In totaal ondergingen 76 vrouwen met een arcuate uterus 83 transfers, en 354 controlevrouwen met een normale baarmoederholte ondergingen 378 transfers. De demografische basiskenmerken en de respons op stimulatie, evenals het aantal beschikbare blastocysten, waren in beide groepen vergelijkbaar. Bijna 60% van de embryo’s waren euploïd in beide groepen, en gemiddeld werden 1,5 embryo’s teruggeplaatst. Het percentage implantaties (63,7% arcuate vs 65,4% normaal) en levendgeborenen (68,7% vs 68,7%) was in beide groepen gelijk, en er was geen verschil in het percentage miskramen (4,8% vs 4,3%). De auteurs concludeerden dat een arcuate baarmoeder geen invloed heeft op IVF-uitkomsten.

Zichtpunt

Significante misvorming van de baarmoederwand of -holte kan een nadelige invloed hebben op implantatie of zwangerschapsuitkomst. Er moet onderscheid worden gemaakt tussen aangeboren en verworven afwijkingen van de baarmoeder (bv. myomen). Aangeboren afwijkingen kunnen bij tot 7% van de vrouwen worden vastgesteld. Baarmoederafwijkingen kunnen van invloed zijn op het aantal innestelingen, miskramen en levendgeborenen en op andere obstetrische resultaten (foetale malpresentatie, abnormale placentatie, vroeggeboorte, intra-uteriene groeibeperking). Uterusanomalieën kunnen worden gediagnosticeerd met behulp van echografie (voornamelijk 3D), sonohysterografie, hysterosalpingografie, MRI en hysteroscopie/laparoscopie. Chirurgische correctie van de afwijkingen mag alleen worden aangeboden als dit de obstetrische uitkomst zal verbeteren.

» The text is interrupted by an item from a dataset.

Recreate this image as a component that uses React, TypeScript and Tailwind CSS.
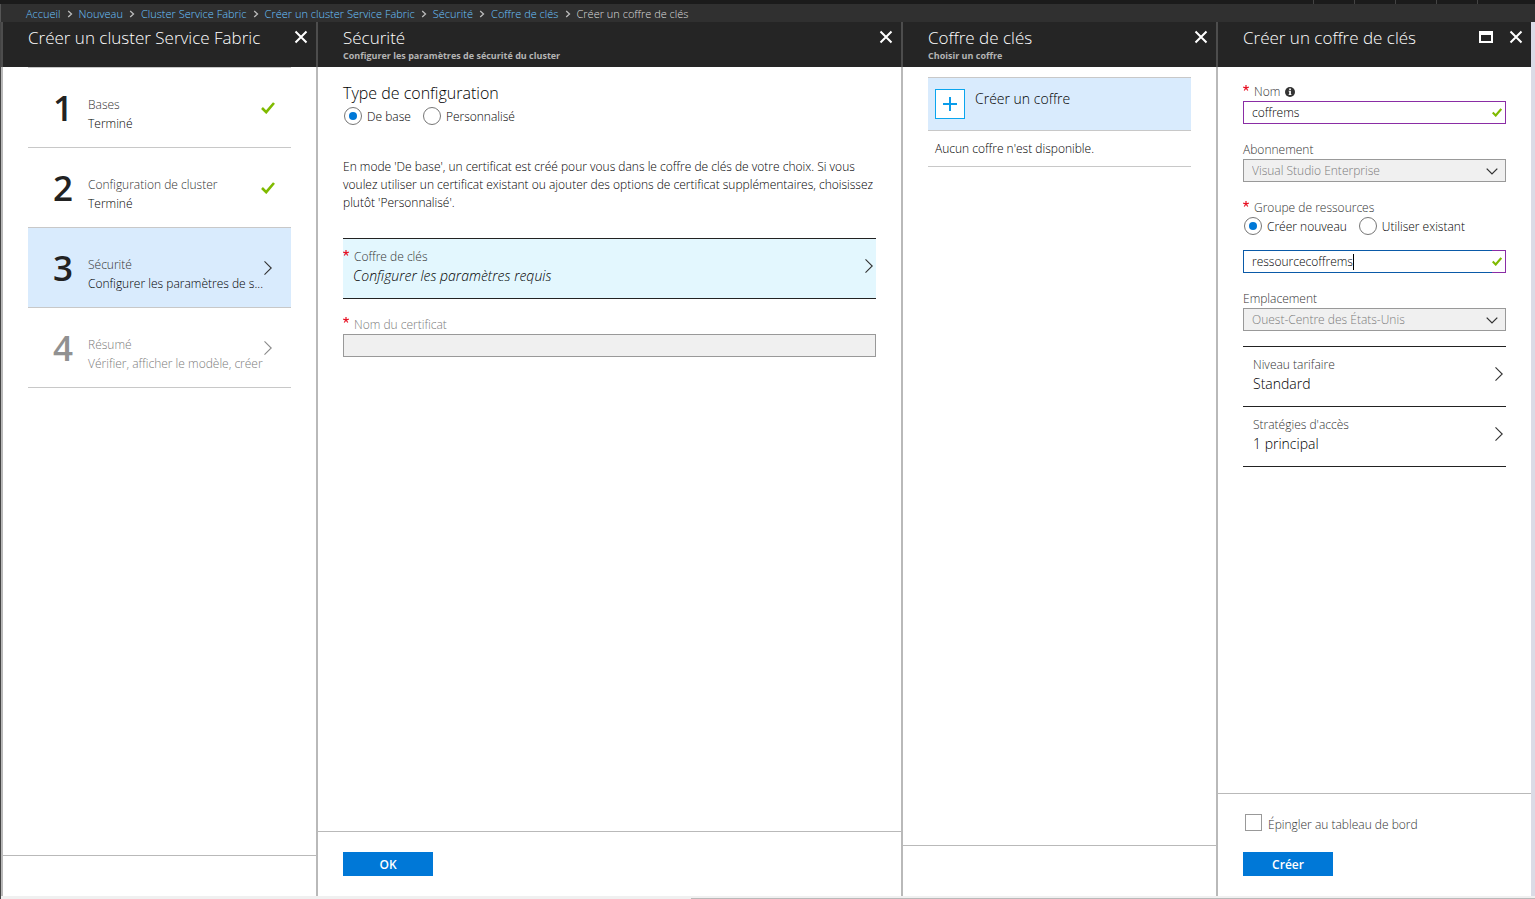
import { useId, type ReactNode } from 'react';

const breadcrumbs = [
  'Accueil',
  'Nouveau',
  'Cluster Service Fabric',
  'Créer un cluster Service Fabric',
  'Sécurité',
  'Coffre de clés',
];

function CloseIcon() {
  return (
    <svg width="14" height="14" viewBox="0 0 14 14" fill="none" stroke="#fff" strokeWidth="2" aria-hidden="true">
      <path d="M1.5 1.5 12.5 12.5M12.5 1.5 1.5 12.5" />
    </svg>
  );
}

function MaximizeIcon() {
  return (
    <svg width="14" height="12" viewBox="0 0 14 12" aria-hidden="true">
      <path fill="#fff" fillRule="evenodd" d="M0 0H14V12H0ZM2 4V10H12V4Z" />
    </svg>
  );
}

function BreadcrumbChevron() {
  return (
    <svg width="6" height="8" viewBox="0 0 6 8" fill="none" stroke="#bbb" strokeWidth="1.3" aria-hidden="true">
      <path d="M1.2 1 4.5 4 1.2 7" />
    </svg>
  );
}

function ChevronRight({ color = '#333' }: { color?: string }) {
  return (
    <svg className="shrink-0" width="8" height="14" viewBox="0 0 8 14" fill="none" stroke={color} strokeWidth="1.1" aria-hidden="true">
      <path d="M.5 .4 7.2 7 .5 13.6" />
    </svg>
  );
}

function ChevronDown() {
  return (
    <svg width="12" height="7" viewBox="0 0 12 7" fill="none" stroke="#333" strokeWidth="1.3" aria-hidden="true">
      <path d="M.7 .6 6 5.9 11.3 .6" />
    </svg>
  );
}

function Check({ small = false }: { small?: boolean }) {
  return (
    <svg className="shrink-0" width={small ? 10 : 14} height={small ? 9 : 12} viewBox="0 0 14 12" fill="none" stroke="#7fba00" strokeWidth={small ? 3 : 2.6} aria-hidden="true">
      <path d="M1 6 5.2 10.2 13 1" />
    </svg>
  );
}

function InfoIcon() {
  return (
    <svg width="10" height="10" viewBox="0 0 10 10" aria-hidden="true">
      <circle cx="5" cy="5" r="5" fill="#333" />
      <path fill="#fff" d="M4.2 1.6H5.9V3H4.2ZM3.6 3.8H5.9V7.2H6.5V8H3.6V7.2H4.2V4.6H3.6Z" />
    </svg>
  );
}

function Required() {
  return (
    <svg className="mt-[2px] shrink-0 self-start" width="6" height="6" viewBox="0 0 6 6" stroke="#e81123" strokeWidth="1.2" aria-hidden="true">
      <path d="M3 0V3M.2 2.2 3 3M5.8 2.2 3 3M1.2 5.5 3 3M4.8 5.5 3 3" />
    </svg>
  );
}

function Blade({
  title,
  subtitle,
  className,
  maximize,
  footer,
  footerClass,
  children,
}: {
  title: string;
  subtitle?: string;
  className: string;
  maximize?: boolean;
  footer?: ReactNode;
  footerClass: string;
  children: ReactNode;
}) {
  return (
    <section className={`flex flex-col ${className}`}>
      <header className="flex h-[45px] shrink-0 items-start justify-between border-l-2 border-[#4d4d4d] bg-[#252525] pr-2 pl-[25px]">
        <div className="pt-1">
          <h2 className="text-[17px] leading-6 text-white">{title}</h2>
          {subtitle && <p className="text-[9px] leading-3 font-bold text-[#b4b4b4]">{subtitle}</p>}
        </div>
        <div className="flex items-center gap-4 pt-2">
          {maximize && (
            <button type="button" aria-label="Agrandir">
              <MaximizeIcon />
            </button>
          )}
          <button type="button" aria-label="Fermer">
            <CloseIcon />
          </button>
        </div>
      </header>
      <div className="flex flex-1 flex-col border-l-2 border-[#b9b9b9]">
        <div className="flex-1 px-[25px]">{children}</div>
        <footer className={`border-t border-[#b9b9b9] px-[25px] ${footerClass}`}>{footer}</footer>
      </div>
    </section>
  );
}

function Step({ n, title, detail, state }: { n: number; title: string; detail: string; state: 'done' | 'active' | 'todo' }) {
  const tone = state === 'active' ? 'bg-[#d9ebfd]' : 'bg-white';
  const muted = state === 'todo';
  return (
    <li className="border-b border-[#c8c8c8]">
      <button
        type="button"
        disabled={muted}
        className={`flex h-[79px] w-full items-center pr-[15px] pl-[25px] text-left ${tone}`}
      >
        <span className={`w-[35px] shrink-0 pt-[2px] text-[35px] font-semibold ${muted ? 'text-[#919191]' : 'text-[#222]'}`}>{n}</span>
        <span className="flex min-w-0 flex-1 flex-col pt-3 text-xs leading-[19px] whitespace-nowrap">
          <span className={muted ? 'text-[#7c7c7c]' : 'text-[#333]'}>{title}</span>
          <span className={muted ? 'text-[#7c7c7c]' : 'text-black'}>{detail}</span>
        </span>
        <span className="flex w-4 shrink-0 justify-center">
          {state === 'done' ? <Check /> : <ChevronRight color={muted ? '#8a8a8a' : '#333'} />}
        </span>
      </button>
    </li>
  );
}

function Radio({ name, label, checked }: { name: string; label: string; checked?: boolean }) {
  return (
    <label className="flex items-start gap-[5px] text-xs leading-5 text-black">
      <input
        type="radio"
        name={name}
        defaultChecked={checked}
        className="grid h-[18px] w-[18px] appearance-none place-items-center rounded-full border border-[#767676] bg-white before:h-2 before:w-2 before:rounded-full checked:before:bg-[#0078d7]"
      />
      {label}
    </label>
  );
}

function SelectField({ label, value, className }: { label: string; value: string; className: string }) {
  const id = useId();
  return (
    <div className={className}>
      <label htmlFor={id} className="block text-xs leading-[18px] text-[#333]">
        {label}
      </label>
      <div className="relative">
        <select
          id={id}
          disabled
          className="block h-[23px] w-full appearance-none border border-[#999] bg-[#f0f0f0] pl-2 text-xs text-[#7c7c7c] opacity-100"
        >
          <option>{value}</option>
        </select>
        <span className="pointer-events-none absolute inset-y-0 right-2 flex items-center pt-px">
          <ChevronDown />
        </span>
      </div>
    </div>
  );
}

function LinkRow({ label, value }: { label: string; value: string }) {
  return (
    <button type="button" className="flex h-[60px] w-full items-center justify-between border-b border-[#222] pr-[3px] pb-[5px] pl-[10px] text-left">
      <span className="flex flex-col pt-[2px]">
        <span className="text-xs leading-[18px] text-[#333]">{label}</span>
        <span className="text-sm leading-5 text-black">{value}</span>
      </span>
      <ChevronRight />
    </button>
  );
}

const primaryButton = 'block h-6 w-[90px] bg-[#0078d7] pt-px text-xs font-semibold text-white';

export default function App() {
  return (
    <div className="flex min-h-screen flex-col bg-white font-['Open_Sans','Noto_Sans',sans-serif] font-light text-black">
      <div className="flex h-1 justify-end bg-[#1b1b1b] pr-[17px]">
        {[0, 1, 2, 3, 4].map((i) => (
          <span key={i} className="w-[41px] border-l border-[#444]" />
        ))}
      </div>
      <nav aria-label="Fil d'Ariane" className="h-[18px] border-l border-[#555] bg-[#303030] pl-[25px]">
        <ol className="flex items-center gap-[6px] text-[11px] leading-5">
          {breadcrumbs.map((b) => (
            <li key={b} className="flex items-center gap-[6px]">
              <a href="#" className="text-[#6cc4ff]">
                {b}
              </a>
              <BreadcrumbChevron />
            </li>
          ))}
          <li className="text-[#ddd]" aria-current="page">
            Créer un coffre de clés
          </li>
        </ol>
      </nav>

      <main className="flex flex-1 border-r-4 border-l border-r-[#dadbe6] border-l-[#444]">
        <Blade title="Créer un cluster Service Fabric" className="w-[315px] shrink-0" footerClass="h-[41px]">
          <ol className="border-t border-[#c8c8c8]">
            <Step n={1} title="Bases" detail="Terminé" state="done" />
            <Step n={2} title="Configuration de cluster" detail="Terminé" state="done" />
            <Step n={3} title="Sécurité" detail="Configurer les paramètres de s..." state="active" />
            <Step n={4} title="Résumé" detail="Vérifier, afficher le modèle, créer" state="todo" />
          </ol>
        </Blade>

        <Blade
          title="Sécurité"
          subtitle="Configurer les paramètres de sécurité du cluster"
          className="min-w-0 flex-1"
          footerClass="h-[65px] pt-5"
          footer={
            <button type="button" className={primaryButton}>
              OK
            </button>
          }
        >
          <fieldset className="pt-[15px]">
            <legend className="contents text-base">
              <span className="block leading-[22px]">Type de configuration</span>
            </legend>
            <div className="flex gap-3 pt-[3px] pl-px">
              <Radio name="config" label="De base" checked />
              <Radio name="config" label="Personnalisé" />
            </div>
          </fieldset>
          <p className="mt-[31px] text-xs leading-[18px]">
            En mode 'De base', un certificat est créé pour vous dans le coffre de clés de votre choix. Si vous voulez
            utiliser un certificat existant ou ajouter des options de certificat supplémentaires, choisissez plutôt
            'Personnalisé'.
          </p>
          <button
            type="button"
            className="mt-[26px] flex h-[61px] w-full items-center justify-between border-y border-[#222] bg-[#e3f7fe] pr-[3px] pb-[5px] text-left"
          >
            <span className="flex flex-col pt-[2px]">
              <span className="flex items-center gap-[5px] text-xs leading-[18px] text-[#333]">
                <Required />
                Coffre de clés
              </span>
              <span className="pl-[10px] text-sm leading-5 text-black italic">Configurer les paramètres requis</span>
            </span>
            <ChevronRight />
          </button>
          <label htmlFor="cert" className="mt-4 flex items-center gap-[5px] text-xs leading-[19px] text-[#7c7c7c]">
            <Required />
            Nom du certificat
          </label>
          <input id="cert" disabled className="block h-[23px] w-full border border-[#999] bg-[#f0f0f0] px-2 text-xs" />
        </Blade>

        <Blade title="Coffre de clés" subtitle="Choisir un coffre" className="w-[315px] shrink-0" footerClass="h-[51px]">
          <button
            type="button"
            className="mt-[10px] flex h-[54px] w-full items-center gap-[10px] border-y border-[#c8c8c8] bg-[#d9ebfd] px-[7px] text-left"
          >
            <span className="flex h-[30px] w-[30px] items-center justify-center border border-[#0aa5ee] bg-white">
              <svg width="14" height="14" viewBox="0 0 14 14" stroke="#0a9cea" strokeWidth="2" aria-hidden="true">
                <path d="M7 0V14M0 7H14" />
              </svg>
            </span>
            <span className="self-start pt-[11px] text-sm leading-5">Créer un coffre</span>
          </button>
          <p className="border-b border-[#c8c8c8] px-[7px] py-[9px] text-xs leading-[17px]">Aucun coffre n'est disponible.</p>
        </Blade>

        <Blade
          title="Créer un coffre de clés"
          maximize
          className="w-[315px] shrink-0"
          footerClass="h-[103px] pt-5"
          footer={
            <>
              <label className="flex h-[18px] items-start gap-[6px] pl-[2px] text-xs leading-[22px] text-[#333]">
                <input type="checkbox" className="h-[17px] w-[17px] appearance-none border border-[#999] bg-white" />
                Épingler au tableau de bord
              </label>
              <button type="button" className={`mt-5 ${primaryButton}`}>
                Créer
              </button>
            </>
          }
        >
          <div className="pt-4">
            <div className="flex items-center gap-[5px] text-xs leading-[18px] text-[#333]">
              <Required />
              <label htmlFor="name">Nom</label>
              <InfoIcon />
            </div>
            <div className="flex h-[23px] items-center border border-[#8a2da5] pr-[3px] pl-2">
              <input id="name" defaultValue="coffrems" className="min-w-0 flex-1 text-xs text-black outline-none" />
              <Check small />
            </div>
          </div>
          <SelectField label="Abonnement" value="Visual Studio Enterprise" className="mt-[17px]" />
          <fieldset className="mt-[17px]">
            <legend className="contents">
              <span className="flex items-center gap-[5px] text-xs leading-[18px] text-[#333]">
                <Required />
                Groupe de ressources
              </span>
            </legend>
            <div className="flex gap-3 pl-px">
              <Radio name="group" label="Créer nouveau" checked />
              <Radio name="group" label="Utiliser existant" />
            </div>
            <div className="mt-[13px] flex h-[23px]">
              <div className="flex flex-1 items-center border-y border-l border-[#0a5aa8] pl-2">
                <input
                  aria-label="Nom du groupe de ressources"
                  defaultValue="ressourcecoffrems"
                  className="field-sizing-content text-xs text-black outline-none"
                />
                <span className="h-4 w-px bg-black" />
              </div>
              <div className="flex w-[14px] items-center border-y border-r border-[#8a2da5]">
                <Check small />
              </div>
            </div>
          </fieldset>
          <SelectField label="Emplacement" value="Ouest-Centre des États-Unis" className="mt-[17px]" />
          <div className="mt-[15px] border-t border-[#222]">
            <LinkRow label="Niveau tarifaire" value="Standard" />
            <LinkRow label="Stratégies d'accès" value="1 principal" />
          </div>
        </Blade>
      </main>
      <div className="flex h-[3px] flex-col justify-end border-l border-[#444] bg-[#f0f0f0]">
        <div className="h-px w-[55%] self-end bg-[#b9b9b9]" />
      </div>
    </div>
  );
}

Er zijn geen uniforme criteria om een arcuate uterus te identificeren. Het is op verschillende manieren gedefinieerd als een indeuking van meer dan 50% van de dikte van de baarmoederwand, of een indeuking tussen 0,4 en 1,5 cm met een hoek van de top > 90°. Bijgevolg zijn er grote spreidingen van de prevalentie van arcuate uterus (3%-38%) gerapporteerd.

Rapporten zijn ook tegenstrijdig met betrekking tot de invloed van arcutae uterus op de uitkomst van de zwangerschap. Verschillende diagnostische criteria, gebruik van verschillende beeldvormingsinstrumenten, en verschillende patiëntenpopulaties (onvruchtbaar versus vruchtbaar; geen eerdere miskramen versus patiënten met recidiverende miskramen) kunnen de tegenstrijdige resultaten verklaren.

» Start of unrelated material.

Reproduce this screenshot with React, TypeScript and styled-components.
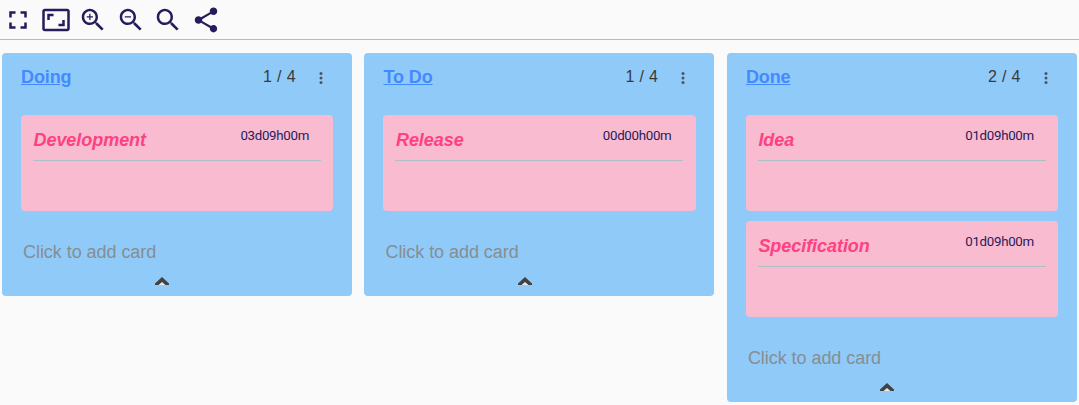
import React from 'react';
import styled, { createGlobalStyle } from 'styled-components';

const GlobalStyle = createGlobalStyle`
  *, *::before, *::after { box-sizing: border-box; }
  body {
    margin: 0;
    background: #fafafa;
    font-family: "Liberation Sans", Arial, sans-serif;
    overflow: hidden;
  }
`;

const Toolbar = styled.header`
  display: flex;
  align-items: center;
  gap: 7.6px;
  height: 40px;
  padding-left: 3px;
  border-bottom: 1px solid #b0bec5;
`;

const ToolButton = styled.button`
  display: flex;
  padding: 0;
  border: 0;
  background: none;
  color: #261b5b;
`;

const ToolIcon = styled.svg`
  width: 30px;
  height: 30px;
  fill: currentColor;
`;

const Board = styled.main`
  display: flex;
  align-items: flex-start;
  gap: 12.45px;
  padding: 13px 2px 0;
`;

const Lane = styled.section`
  flex: 0 0 350px;
  padding: 0 18.75px;
  border-radius: 4px;
  background: #90caf9;
`;

const LaneHeader = styled.div`
  display: flex;
  align-items: center;
  height: 62px;
  padding-bottom: 14px;
`;

const LaneTitle = styled.a`
  flex: 1;
  padding-left: 0.25px;
  color: #448aff;
  font-size: 18px;
  font-weight: bold;
  letter-spacing: -0.1px;
  text-decoration: underline;
`;

const Counter = styled.span`
  color: #3a3a3a;
  font-size: 16px;
  word-spacing: 0.7px;
`;

const MenuIcon = styled.svg`
  width: 16px;
  height: 16px;
  margin: 2px 4.4px 0 17.3px;
  fill: #4b5560;
`;

const CardList = styled.div`
  display: flex;
  flex-direction: column;
  gap: 10px;
`;

const Card = styled.article`
  height: 96px;
  padding: 0 12.25px;
  border-radius: 4px;
  background: #f8bbd0;
`;

const CardHeader = styled.div`
  display: flex;
  justify-content: space-between;
  height: 46px;
  padding: 14px 12px 0 0.5px;
  border-bottom: 1px solid #b0bec5;
`;

const CardTitle = styled.span`
  padding-top: 1px;
  color: #ff4081;
  font-size: 18px;
  font-style: italic;
  font-weight: bold;
  letter-spacing: -0.05px;
  line-height: 21px;
`;

const CardTime = styled.span`
  color: #261b5b;
  font-family: Roboto, sans-serif;
  font-size: 13.3px;
  letter-spacing: -0.3px;
  line-height: 13px;
`;

const LaneFooter = styled.div`
  display: flex;
  flex-direction: column;
  height: 85px;
  padding-top: 31px;
`;

const AddCard = styled.span`
  padding-left: 2.25px;
  color: #868e92;
  font-size: 18px;
  letter-spacing: -0.05px;
  line-height: 21px;
`;

const Caret = styled.svg`
  width: 14px;
  height: 8px;
  margin: 14px 0 0 134.35px;
`;

const tools = [
  { label: 'Fullscreen', path: 'M7 14H5v5h5v-2H7v-3zm-2-4h2V7h3V5H5v5zm12 7h-3v2h5v-5h-2v3zM14 5v2h3v3h2V5h-5z' },
  { label: 'Fit', path: 'M19 12h-2v3h-3v2h5v-5zM7 9h3V7H5v5h2V9zm14-6H3c-1.1 0-2 .9-2 2v14c0 1.1.9 2 2 2h18c1.1 0 2-.9 2-2V5c0-1.1-.9-2-2-2zm0 16.01H3V4.99h18v14.02z' },
  { label: 'Zoom in', path: 'M15.5 14h-.79l-.28-.27C15.41 12.59 16 11.11 16 9.5 16 5.91 13.09 3 9.5 3S3 5.91 3 9.5 5.91 16 9.5 16c1.61 0 3.09-.59 4.23-1.57l.27.28v.79l5 4.99L20.49 19l-4.99-5zm-6 0C7.01 14 5 11.99 5 9.5S7.01 5 9.5 5 14 7.01 14 9.5 11.99 14 9.5 14zm2.5-4h-2v2H9v-2H7V9h2V7h1v2h2v1z' },
  { label: 'Zoom out', path: 'M15.5 14h-.79l-.28-.27C15.41 12.59 16 11.11 16 9.5 16 5.91 13.09 3 9.5 3S3 5.91 3 9.5 5.91 16 9.5 16c1.61 0 3.09-.59 4.23-1.57l.27.28v.79l5 4.99L20.49 19l-4.99-5zm-6 0C7.01 14 5 11.99 5 9.5S7.01 5 9.5 5 14 7.01 14 9.5 11.99 14 9.5 14zM7 9h5v1H7z' },
  { label: 'Search', path: 'M15.5 14h-.79l-.28-.27C15.41 12.59 16 11.11 16 9.5 16 5.91 13.09 3 9.5 3S3 5.91 3 9.5 5.91 16 9.5 16c1.61 0 3.09-.59 4.23-1.57l.27.28v.79l5 4.99L20.49 19l-4.99-5zm-6 0C7.01 14 5 11.99 5 9.5S7.01 5 9.5 5 14 7.01 14 9.5 11.99 14 9.5 14z' },
  { label: 'Share', path: 'M18 16.08c-.76 0-1.44.3-1.96.77L8.91 12.7c.05-.23.09-.46.09-.7s-.04-.47-.09-.7l7.05-4.11c.54.5 1.25.81 2.04.81 1.66 0 3-1.34 3-3s-1.34-3-3-3-3 1.34-3 3c0 .24.04.47.09.7L8.04 9.81C7.5 9.31 6.79 9 6 9c-1.66 0-3 1.34-3 3s1.34 3 3 3c.79 0 1.5-.31 2.04-.81l7.12 4.16c-.05.21-.08.43-.08.65 0 1.61 1.31 2.92 2.92 2.92s2.92-1.31 2.92-2.92-1.31-2.92-2.92-2.92z' },
];

type CardData = { title: string; time: string };
type LaneData = { title: string; cards: CardData[] };

const LIMIT = 4;

const lanes: LaneData[] = [
  { title: 'Doing', cards: [{ title: 'Development', time: '03d09h00m' }] },
  { title: 'To Do', cards: [{ title: 'Release', time: '00d00h00m' }] },
  {
    title: 'Done',
    cards: [
      { title: 'Idea', time: '01d09h00m' },
      { title: 'Specification', time: '01d09h00m' },
    ],
  },
];

export default function App() {
  return (
    <>
      <GlobalStyle />
      <Toolbar>
        {tools.map((tool) => (
          <ToolButton key={tool.label} aria-label={tool.label}>
            <ToolIcon viewBox="0 0 24 24"><path d={tool.path} /></ToolIcon>
          </ToolButton>
        ))}
      </Toolbar>
      <Board>
        {lanes.map((lane) => (
          <Lane key={lane.title}>
            <LaneHeader>
              <LaneTitle>{lane.title}</LaneTitle>
              <Counter>{`${lane.cards.length} / ${LIMIT}`}</Counter>
              <MenuIcon viewBox="0 0 16 16">
                <circle cx="8" cy="3.5" r="1.5" />
                <circle cx="8" cy="8" r="1.5" />
                <circle cx="8" cy="12.5" r="1.5" />
              </MenuIcon>
            </LaneHeader>
            <CardList>
              {lane.cards.map((card) => (
                <Card key={card.title}>
                  <CardHeader>
                    <CardTitle>{card.title}</CardTitle>
                    <CardTime>{card.time}</CardTime>
                  </CardHeader>
                </Card>
              ))}
            </CardList>
            <LaneFooter>
              <AddCard>Click to add card</AddCard>
              <Caret viewBox="0 0 14 8">
                <path d="M7 4 11 8H3z" fill="#e8e8e8" />
                <path d="M7 0 14 6.5V8H10.5L7 5 3.5 8H0V6.5z" fill="#424242" />
              </Caret>
            </LaneFooter>
          </Lane>
        ))}
      </Board>
    </>
  );
}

Surrey en collega’s gebruikten goed gedefinieerde (hoewel niet universeel geaccepteerde) criteria om patiënten met een arcuate uterus te identificeren. De controlepatiënten hadden gelijkaardige demografische kenmerken en reacties op IVF-behandeling. Embryonale factoren werden gecontroleerd door de overdracht van alleen euploïde embryo’s. Hoewel de retrospectieve opzet van de studie niet voor alle beïnvloedende variabelen kan controleren, ondersteunen de bevindingen de algemene aanbeveling om de arcuate uterus als een normale variant te beschouwen en geen chirurgische correctie aan te bieden.